▸ **Data excerpt**:
******************************
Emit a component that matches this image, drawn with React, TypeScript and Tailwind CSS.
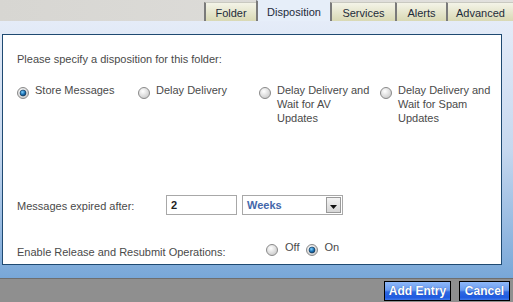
import React from "react";

function Radio({ checked }: { checked?: boolean }) {
  return (
    <svg width="12" height="12" viewBox="0 0 12 12" className="shrink-0">
      <defs>
        <radialGradient id={checked ? "rg1" : "rg0"} cx="40%" cy="35%" r="70%">
          <stop offset="0%" stopColor="#ffffff" />
          <stop offset="100%" stopColor="#c8c8c8" />
        </radialGradient>
        <radialGradient id="dot" cx="40%" cy="35%" r="70%">
          <stop offset="0%" stopColor="#7fd0ff" />
          <stop offset="60%" stopColor="#1a6fb0" />
          <stop offset="100%" stopColor="#0b3a66" />
        </radialGradient>
      </defs>
      <circle cx="6" cy="6" r="5.5" fill={`url(#${checked ? "rg1" : "rg0"})`} stroke="#8a8a8a" strokeWidth="1" />
      {checked && <circle cx="6" cy="6" r="3" fill="url(#dot)" stroke="#0d3354" strokeWidth="0.6" />}
    </svg>
  );
}

const tabs = ["Folder", "Disposition", "Services", "Alerts", "Advanced"];
const tabWidths = ["w-[52px]", "w-[74px]", "w-[65px]", "w-[51px]", "w-[67px]"];

export default function App() {
  return (
    <div
      className="w-[513px] h-[302px] flex flex-col overflow-hidden text-[11px] text-[#4a4a4a]"
      style={{ fontFamily: '"Liberation Sans", Arial, sans-serif' }}
    >
      {/* Top bar with tabs */}
      <div className="h-[21px] flex justify-end items-end bg-gradient-to-r from-[#d7d6d2] to-[#e2e1de]">
        {tabs.map((t, i) => {
          const active = t === "Disposition";
          return (
            <div
              key={t}
              className={`${tabWidths[i]} h-[19px] flex items-center justify-center pt-[2px] border-l-2 border-t border-l-[#7a7a7a] border-t-[#c9c9c0] text-[#1e2b3a] ${
                active
                  ? "bg-[#e6eef9] h-[21px] border-t-[#e6eef9]"
                  : "bg-gradient-to-b from-[#f4f4e8] to-[#d9d9b4]"
              }`}
            >
              {t}
            </div>
          );
        })}
      </div>

      {/* Main panel */}
      <div className="flex-1 bg-gradient-to-b from-[#e5ecf8] via-[#c6d8ef] to-[#78a7d8] pt-[13px] pl-[2px] pr-[11px] pb-[13px]">
        <div className="h-full bg-white border border-[#1f4a72] pl-[14px] pt-[17px]">
          <div className="leading-[14px]">Please specify a disposition for this folder:</div>

          <div className="flex mt-[17px] leading-[14px]">
            {[
              { label: ["Store Messages"], checked: true },
              { label: ["Delay Delivery"] },
              { label: ["Delay Delivery and", "Wait for AV", "Updates"] },
              { label: ["Delay Delivery and", "Wait for Spam", "Updates"] },
            ].map((o, i) => (
              <div key={i} className="w-[121px] flex items-start gap-[6px]">
                <div className="mt-[4px]">
                  <Radio checked={o.checked} />
                </div>
                <div>
                  {o.label.map((l) => (
                    <div key={l}>{l}</div>
                  ))}
                </div>
              </div>
            ))}
          </div>

          <div className="flex items-center mt-[70px]">
            <div className="w-[149px] mt-[2px]">Messages expired after:</div>
            <div className="w-[71px] h-[20px] border border-[#a8a8a8] flex items-center pl-[4px] font-bold text-[11px] text-[#222]">
              2
            </div>
            <div className="ml-[5px] w-[101px] h-[20px] border border-[#a8a8a8] flex items-center justify-between pl-[4px] pr-[1px]">
              <span className="font-bold text-[11px] text-[#4467aa]">Weeks</span>
              <div className="w-[15px] h-[16px] bg-gradient-to-b from-[#f4f4f4] to-[#d6d6d6] border border-[#9a9a9a] flex items-center justify-center">
                <svg width="7" height="4" viewBox="0 0 7 4" className="mt-[3px]">
                  <polygon points="0,0 7,0 3.5,4" fill="#111" />
                </svg>
              </div>
            </div>
          </div>

          <div className="flex items-center mt-[24px]">
            <div className="w-[249px] mt-[3px]">Enable Release and Resubmit Operations:</div>
            <Radio />
            <span className="ml-[7px] mb-[6px]">Off</span>
            <span className="ml-[7px]">
              <Radio checked />
            </span>
            <span className="ml-[6px] mb-[6px]">On</span>
          </div>
        </div>
      </div>

      {/* Footer */}
      <div className="h-[24px] bg-[#8f8f8f] border-t border-[#6e6e6e] flex justify-end items-center gap-[8px] pr-[3px]">
        {["Add Entry", "Cancel"].map((b) => (
          <div
            key={b}
            className={`${b === "Add Entry" ? "w-[67px]" : "w-[51px]"} h-[20px] border border-black flex items-center justify-center text-white font-bold text-[12px] bg-[linear-gradient(to_bottom,#8fb8f8_0%,#6a9cf0_45%,#2f68e2_55%,#1f5be0_85%,#3f78ea_100%)]`}
            style={{ textShadow: "0 0 1px #1a3f9a" }}
          >
            {b}
          </div>
        ))}
      </div>
    </div>
  );
}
******************************
▸ **Short exercise**: Restate the whole of the material word for word without the pictures.

▸ **Answer for the task**:
Emit a component that matches this image, drawn with React, TypeScript and Tailwind CSS.
import React from "react";

function Radio({ checked }: { checked?: boolean }) {
  return (
    <svg width="12" height="12" viewBox="0 0 12 12" className="shrink-0">
      <defs>
        <radialGradient id={checked ? "rg1" : "rg0"} cx="40%" cy="35%" r="70%">
          <stop offset="0%" stopColor="#ffffff" />
          <stop offset="100%" stopColor="#c8c8c8" />
        </radialGradient>
        <radialGradient id="dot" cx="40%" cy="35%" r="70%">
          <stop offset="0%" stopColor="#7fd0ff" />
          <stop offset="60%" stopColor="#1a6fb0" />
          <stop offset="100%" stopColor="#0b3a66" />
        </radialGradient>
      </defs>
      <circle cx="6" cy="6" r="5.5" fill={`url(#${checked ? "rg1" : "rg0"})`} stroke="#8a8a8a" strokeWidth="1" />
      {checked && <circle cx="6" cy="6" r="3" fill="url(#dot)" stroke="#0d3354" strokeWidth="0.6" />}
    </svg>
  );
}

const tabs = ["Folder", "Disposition", "Services", "Alerts", "Advanced"];
const tabWidths = ["w-[52px]", "w-[74px]", "w-[65px]", "w-[51px]", "w-[67px]"];

export default function App() {
  return (
    <div
      className="w-[513px] h-[302px] flex flex-col overflow-hidden text-[11px] text-[#4a4a4a]"
      style={{ fontFamily: '"Liberation Sans", Arial, sans-serif' }}
    >
      {/* Top bar with tabs */}
      <div className="h-[21px] flex justify-end items-end bg-gradient-to-r from-[#d7d6d2] to-[#e2e1de]">
        {tabs.map((t, i) => {
          const active = t === "Disposition";
          return (
            <div
              key={t}
              className={`${tabWidths[i]} h-[19px] flex items-center justify-center pt-[2px] border-l-2 border-t border-l-[#7a7a7a] border-t-[#c9c9c0] text-[#1e2b3a] ${
                active
                  ? "bg-[#e6eef9] h-[21px] border-t-[#e6eef9]"
                  : "bg-gradient-to-b from-[#f4f4e8] to-[#d9d9b4]"
              }`}
            >
              {t}
            </div>
          );
        })}
      </div>

      {/* Main panel */}
      <div className="flex-1 bg-gradient-to-b from-[#e5ecf8] via-[#c6d8ef] to-[#78a7d8] pt-[13px] pl-[2px] pr-[11px] pb-[13px]">
        <div className="h-full bg-white border border-[#1f4a72] pl-[14px] pt-[17px]">
          <div className="leading-[14px]">Please specify a disposition for this folder:</div>

          <div className="flex mt-[17px] leading-[14px]">
            {[
              { label: ["Store Messages"], checked: true },
              { label: ["Delay Delivery"] },
              { label: ["Delay Delivery and", "Wait for AV", "Updates"] },
              { label: ["Delay Delivery and", "Wait for Spam", "Updates"] },
            ].map((o, i) => (
              <div key={i} className="w-[121px] flex items-start gap-[6px]">
                <div className="mt-[4px]">
                  <Radio checked={o.checked} />
                </div>
                <div>
                  {o.label.map((l) => (
                    <div key={l}>{l}</div>
                  ))}
                </div>
              </div>
            ))}
          </div>

          <div className="flex items-center mt-[70px]">
            <div className="w-[149px] mt-[2px]">Messages expired after:</div>
            <div className="w-[71px] h-[20px] border border-[#a8a8a8] flex items-center pl-[4px] font-bold text-[11px] text-[#222]">
              2
            </div>
            <div className="ml-[5px] w-[101px] h-[20px] border border-[#a8a8a8] flex items-center justify-between pl-[4px] pr-[1px]">
              <span className="font-bold text-[11px] text-[#4467aa]">Weeks</span>
              <div className="w-[15px] h-[16px] bg-gradient-to-b from-[#f4f4f4] to-[#d6d6d6] border border-[#9a9a9a] flex items-center justify-center">
                <svg width="7" height="4" viewBox="0 0 7 4" className="mt-[3px]">
                  <polygon points="0,0 7,0 3.5,4" fill="#111" />
                </svg>
              </div>
            </div>
          </div>

          <div className="flex items-center mt-[24px]">
            <div className="w-[249px] mt-[3px]">Enable Release and Resubmit Operations:</div>
            <Radio />
            <span className="ml-[7px] mb-[6px]">Off</span>
            <span className="ml-[7px]">
              <Radio checked />
            </span>
            <span className="ml-[6px] mb-[6px]">On</span>
          </div>
        </div>
      </div>

      {/* Footer */}
      <div className="h-[24px] bg-[#8f8f8f] border-t border-[#6e6e6e] flex justify-end items-center gap-[8px] pr-[3px]">
        {["Add Entry", "Cancel"].map((b) => (
          <div
            key={b}
            className={`${b === "Add Entry" ? "w-[67px]" : "w-[51px]"} h-[20px] border border-black flex items-center justify-center text-white font-bold text-[12px] bg-[linear-gradient(to_bottom,#8fb8f8_0%,#6a9cf0_45%,#2f68e2_55%,#1f5be0_85%,#3f78ea_100%)]`}
            style={{ textShadow: "0 0 1px #1a3f9a" }}
          >
            {b}
          </div>
        ))}
      </div>
    </div>
  );
}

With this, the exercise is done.